Despite having spent very little time as an athlete myself, I have a big love for sports anime and manga. Kuroko’s Basketball, Haikyu!!, Free! Iwatobi Swim Club, Yuri!!! on Ice, you name it. Needless to say, I was intrigued earlier this year when Kodansha Comcis began localizing one of the most unique sports manga I’ve seen yet: Inouesatoh’s 10 Dance. It’s the first dance-based manga I’ve ever read, as well as one of the greatest romances. Sugiki and Suzuki’s sexual tension is captivating, and the character work thus far has been top-notch. Vol. 3 is out this week, and it collects chapters 11-15. The pair’s dancing gets more explicitly flirtatious than ever, and they hit in a major milestone in their relationship. So, is this installment good?
Artistically, Inousatoh continues to bring the manga’s world to life beautifully. The sense of motion to the characters is fantastic, especially when they dance. It’s a difficult art to convey effectively with still images, but this volume is brimming with energy. Dance scenes and particularly emotional moments make frequent use of sparkly patterns, which is both aesthetically pleasing and a source of comedy when the characters break the fourth wall to comment on them. The facial expressions are every bit as emotive as the body language, and a lot of the characterization comes from the main pair’s silent reactions. The page compositions are also very well-done, both maintaining a pleasant sense of balance and leading the reader’s eye along from panel to panel effortlessly.

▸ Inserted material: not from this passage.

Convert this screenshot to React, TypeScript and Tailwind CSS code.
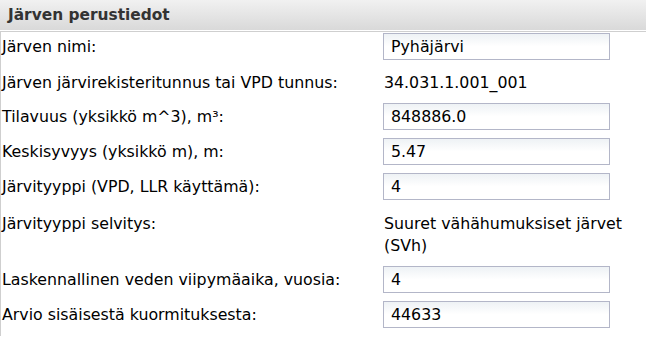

The volume’s first chapter depicts a practice session in which Sugiki and Suzuki get much more racy with each other than ever before, and it’s hilarious. The two men are still closeted and in denial enough that they won’t acknowledge how turned on they are by their flirting, but the tension is off the charts. It also results in the usually stoic Sugiki saying things that make even the playboy Suzuki blush, awkward as his delivery is.
With that said, the duo’s dancing throughout can also be intimate in a more emotionally earnest, less teasing way. There are multiple scenes with them dancing outside together late at night in what are more or less rituals for them at this point. It’s really poignant to watch. Even if the pair aren’t yet being completely open about their feelings for each other, they’re still enjoying the act of spending time physically close to one another and reacting to the other’s energy. They are, quite literally, clinging on desperately. This longing results in the pair taking a dramatic step forward in the volume’s final chapter. Without spoiling what happens, I’ll simply say that it’s one of the manga’s most poignant scenes thus far.
There’s very little to complain about here. Some passages throughout are a bit confusing visually, but they’re generally rather short so they don’t disrupt things too much. The pacing can also get a little rushed in spots, but again, this doesn’t last for very long.
All in all, 10 Dance Vol. 3 is a poignant read overflowing with energetic visuals and sexual tension. Sugiki and Suzuki’s relationship continues to be riveting, and this volume moves things forward in a major way. There’s almost nothing to complain about here, and I’m as eager as always for the next installment.